Project: Scientific integration and exploitation of ExoMars PanCam, ISEM and CLUPI (36 months)
Dept. Earth and Environmental Sciences (University of St Andrews) and Dept. Physics (Aberystwyth University)
The European Space Agency “ExoMars” programme comprises a Trace Gas Orbiter, which launched successfully this year, and a surface robotic rover due to launch in 2020. This ExoMars rover will explore past habitable environments on Mars, and will drill 2 meters into the crust to search for evidence of microbial life preserved in the rock record. A fundamental aspect of this mission is the surface characterisation of martian geology along the rover traverse. The three surface remote sensing instruments on the rover are the Panoramic Camera (stereo, colour, high resolution and multispectral imaging), the Close-Up Imager (‘CLUPI’ – macro to microscopic colour imaging) and the Infrared Spectrometer for ExoMars (‘ISEM’). Combined data from these instruments will enable mission scientists to establish the geological history of the area and identify which outcrops are most likely to harbour organic biosignatures.

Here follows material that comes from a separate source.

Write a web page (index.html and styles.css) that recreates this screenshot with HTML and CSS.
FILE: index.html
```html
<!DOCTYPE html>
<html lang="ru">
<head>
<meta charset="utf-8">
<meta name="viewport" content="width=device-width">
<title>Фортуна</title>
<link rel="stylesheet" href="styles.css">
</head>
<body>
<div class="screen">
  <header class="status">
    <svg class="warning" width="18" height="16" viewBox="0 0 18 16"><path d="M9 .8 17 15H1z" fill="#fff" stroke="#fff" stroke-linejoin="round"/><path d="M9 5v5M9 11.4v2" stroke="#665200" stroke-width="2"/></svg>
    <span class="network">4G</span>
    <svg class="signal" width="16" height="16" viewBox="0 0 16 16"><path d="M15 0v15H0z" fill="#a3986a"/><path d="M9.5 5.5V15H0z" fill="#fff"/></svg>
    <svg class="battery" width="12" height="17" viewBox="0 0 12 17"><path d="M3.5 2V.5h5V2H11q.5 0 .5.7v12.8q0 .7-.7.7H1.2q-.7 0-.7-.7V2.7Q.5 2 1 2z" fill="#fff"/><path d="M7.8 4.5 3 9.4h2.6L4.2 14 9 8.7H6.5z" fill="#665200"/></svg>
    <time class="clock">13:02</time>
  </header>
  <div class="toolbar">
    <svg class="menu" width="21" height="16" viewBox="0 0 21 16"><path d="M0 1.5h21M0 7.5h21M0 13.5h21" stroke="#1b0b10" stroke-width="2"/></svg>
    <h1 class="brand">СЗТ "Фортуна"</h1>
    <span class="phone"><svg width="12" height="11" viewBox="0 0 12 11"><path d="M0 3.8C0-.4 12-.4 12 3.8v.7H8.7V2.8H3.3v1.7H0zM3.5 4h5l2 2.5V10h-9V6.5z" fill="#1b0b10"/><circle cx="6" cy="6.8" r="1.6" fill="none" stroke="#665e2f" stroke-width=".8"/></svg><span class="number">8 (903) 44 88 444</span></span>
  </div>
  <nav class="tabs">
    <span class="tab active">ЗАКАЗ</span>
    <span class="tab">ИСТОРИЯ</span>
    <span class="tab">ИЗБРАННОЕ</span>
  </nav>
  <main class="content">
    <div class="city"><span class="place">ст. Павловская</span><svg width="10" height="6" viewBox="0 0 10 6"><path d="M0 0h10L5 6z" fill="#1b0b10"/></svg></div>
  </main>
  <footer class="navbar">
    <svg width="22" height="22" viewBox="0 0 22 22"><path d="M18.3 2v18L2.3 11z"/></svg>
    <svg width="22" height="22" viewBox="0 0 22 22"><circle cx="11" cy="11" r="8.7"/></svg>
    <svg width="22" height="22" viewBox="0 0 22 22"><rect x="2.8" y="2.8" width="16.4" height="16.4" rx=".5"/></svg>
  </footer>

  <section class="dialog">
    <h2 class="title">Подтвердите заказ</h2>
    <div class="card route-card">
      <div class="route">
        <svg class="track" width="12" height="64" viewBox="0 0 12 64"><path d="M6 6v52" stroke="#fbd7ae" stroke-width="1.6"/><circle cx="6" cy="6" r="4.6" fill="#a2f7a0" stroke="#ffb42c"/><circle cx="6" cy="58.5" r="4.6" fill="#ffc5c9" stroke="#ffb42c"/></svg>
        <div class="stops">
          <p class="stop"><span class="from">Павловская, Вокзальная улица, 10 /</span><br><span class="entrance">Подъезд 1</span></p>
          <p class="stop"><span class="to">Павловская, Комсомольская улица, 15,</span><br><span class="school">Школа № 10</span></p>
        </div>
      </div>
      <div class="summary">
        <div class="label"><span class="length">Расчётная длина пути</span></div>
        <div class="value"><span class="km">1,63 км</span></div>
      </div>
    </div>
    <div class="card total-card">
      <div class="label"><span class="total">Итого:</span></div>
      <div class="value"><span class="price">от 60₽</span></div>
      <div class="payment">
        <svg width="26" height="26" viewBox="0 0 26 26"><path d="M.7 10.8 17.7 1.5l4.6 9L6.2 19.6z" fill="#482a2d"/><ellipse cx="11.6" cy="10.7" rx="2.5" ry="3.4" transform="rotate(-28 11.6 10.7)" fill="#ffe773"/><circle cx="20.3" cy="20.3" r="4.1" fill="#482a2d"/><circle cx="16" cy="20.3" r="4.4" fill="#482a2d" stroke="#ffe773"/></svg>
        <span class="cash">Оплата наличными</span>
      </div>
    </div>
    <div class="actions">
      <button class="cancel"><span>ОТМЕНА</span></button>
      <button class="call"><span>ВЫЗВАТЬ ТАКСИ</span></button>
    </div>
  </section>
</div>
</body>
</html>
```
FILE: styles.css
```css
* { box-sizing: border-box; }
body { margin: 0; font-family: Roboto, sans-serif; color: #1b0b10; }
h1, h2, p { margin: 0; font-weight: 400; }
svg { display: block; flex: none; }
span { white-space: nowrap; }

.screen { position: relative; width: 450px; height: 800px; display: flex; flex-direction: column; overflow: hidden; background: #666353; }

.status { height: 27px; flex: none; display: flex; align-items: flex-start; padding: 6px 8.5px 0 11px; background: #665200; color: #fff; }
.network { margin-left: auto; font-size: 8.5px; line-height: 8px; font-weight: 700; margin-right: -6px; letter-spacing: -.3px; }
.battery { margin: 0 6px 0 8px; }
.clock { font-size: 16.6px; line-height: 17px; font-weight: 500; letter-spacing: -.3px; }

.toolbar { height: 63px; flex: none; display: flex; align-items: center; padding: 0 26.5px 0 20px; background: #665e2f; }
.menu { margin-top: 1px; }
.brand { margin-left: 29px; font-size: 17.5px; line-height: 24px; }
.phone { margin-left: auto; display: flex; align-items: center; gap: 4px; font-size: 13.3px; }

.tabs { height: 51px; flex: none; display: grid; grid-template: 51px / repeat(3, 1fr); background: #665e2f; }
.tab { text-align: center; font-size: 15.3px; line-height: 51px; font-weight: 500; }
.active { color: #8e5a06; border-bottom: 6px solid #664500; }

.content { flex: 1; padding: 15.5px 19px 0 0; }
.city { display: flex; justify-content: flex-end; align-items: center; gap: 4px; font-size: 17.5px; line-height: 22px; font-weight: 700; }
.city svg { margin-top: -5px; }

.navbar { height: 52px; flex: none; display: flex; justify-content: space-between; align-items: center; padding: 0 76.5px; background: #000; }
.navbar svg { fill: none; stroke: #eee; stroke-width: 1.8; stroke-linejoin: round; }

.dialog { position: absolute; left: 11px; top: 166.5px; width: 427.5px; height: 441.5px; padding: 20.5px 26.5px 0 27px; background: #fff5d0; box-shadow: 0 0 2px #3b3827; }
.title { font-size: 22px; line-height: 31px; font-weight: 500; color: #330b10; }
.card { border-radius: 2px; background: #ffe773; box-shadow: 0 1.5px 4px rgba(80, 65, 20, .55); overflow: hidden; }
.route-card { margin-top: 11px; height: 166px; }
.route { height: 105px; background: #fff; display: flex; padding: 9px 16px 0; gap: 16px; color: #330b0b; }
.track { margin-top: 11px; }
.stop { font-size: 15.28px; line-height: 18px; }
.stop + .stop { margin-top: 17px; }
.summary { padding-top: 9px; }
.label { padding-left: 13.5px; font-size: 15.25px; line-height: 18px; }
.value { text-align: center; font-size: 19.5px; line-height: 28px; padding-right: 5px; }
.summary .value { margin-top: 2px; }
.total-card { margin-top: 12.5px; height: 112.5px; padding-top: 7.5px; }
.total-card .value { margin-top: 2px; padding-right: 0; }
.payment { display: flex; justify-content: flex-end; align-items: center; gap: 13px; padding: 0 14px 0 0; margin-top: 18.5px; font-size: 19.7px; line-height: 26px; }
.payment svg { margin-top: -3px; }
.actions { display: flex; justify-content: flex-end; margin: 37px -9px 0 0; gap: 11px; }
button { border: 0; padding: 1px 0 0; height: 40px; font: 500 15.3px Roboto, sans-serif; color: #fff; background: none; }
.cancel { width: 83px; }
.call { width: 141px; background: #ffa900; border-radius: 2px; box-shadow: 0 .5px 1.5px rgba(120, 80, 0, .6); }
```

This project, funded by the UK Space Agency, will help to ensure these instruments are scientifically integrated effectively and cross-calibrated to maximise the scientific return from the ExoMars mission. Emulator instruments will be deployed at Mars-analogue terrains in Iceland, Atacama Desert (Chile), and the Pilbara (Australia) to generate datasets that will feed into the development of analytical software toolkits to be made available to the community, as well as form scientific studies in their own right. This 3 year project will achieve the following: (1) development of instrument emulators; (2) mars analogue field deployments to acquire representative PanCam, CLUPI, and ISEM datasets; (3) cross-calibration and development of software tools to analyse instrument data; (4) investigation into the scientific capabilities of the combined ExoMars remote sensing instrument suite; and (5) production of reference datasets with which to calibrate and interpret data returned from ExoMars.

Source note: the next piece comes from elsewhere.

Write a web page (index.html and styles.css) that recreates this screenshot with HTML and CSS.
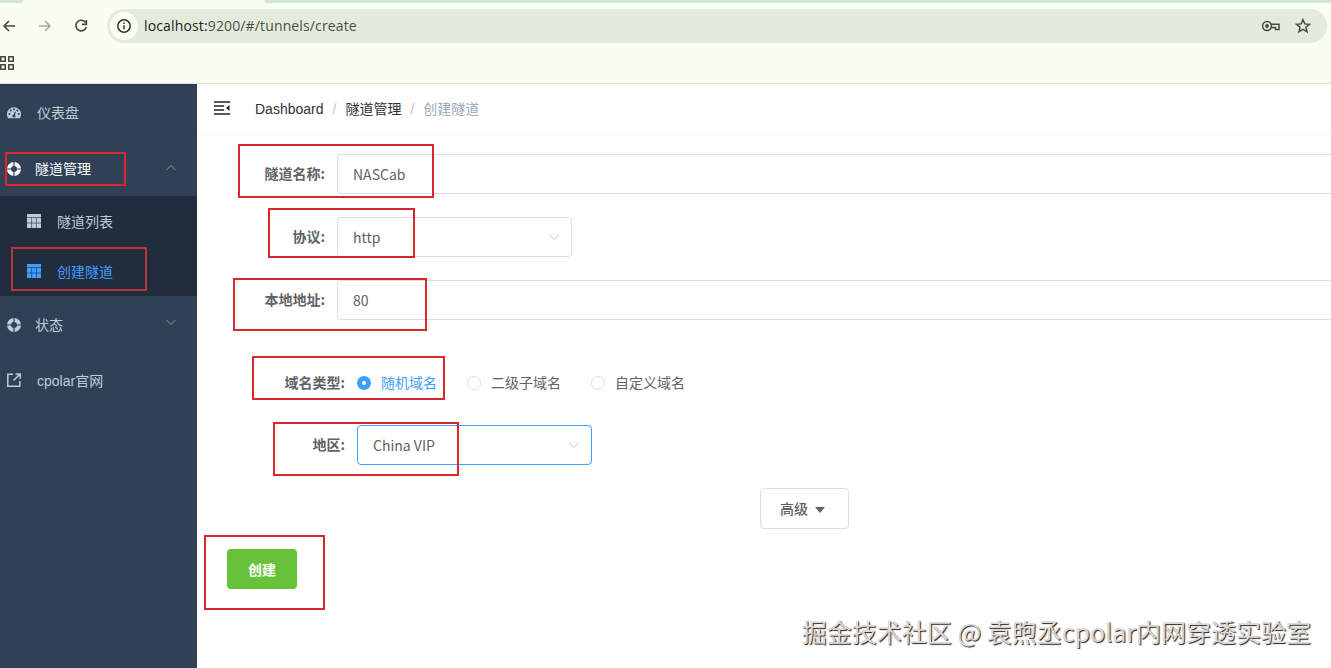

We are looking to appoint an individual with a remote sensing or planetary science background who has experience with ENVI software or hyperspectral imaging for geological research. Candidates will ideally have knowledge of Martian geology and exploration. Fieldwork experience would also be highly advantageous. The position is split joint between the University of St Andrews and Aberystwyth University, plus collaboration with the ExoMars instrument teams across Europe including the project co-investigators Mark Claire (St. Andrews) and Andrew Coates (UCL, PanCam PI). This work is closely aligned with a sister project led by Imperial College London (PanCam 3D data exploitation), with which there will be ongoing collaboration. This position is a unique opportunity to become involved in the core scientific and technical development of the ExoMars rover mission, leaving the candidate well-placed to participate in ExoMars itself, and also future missions to Mars.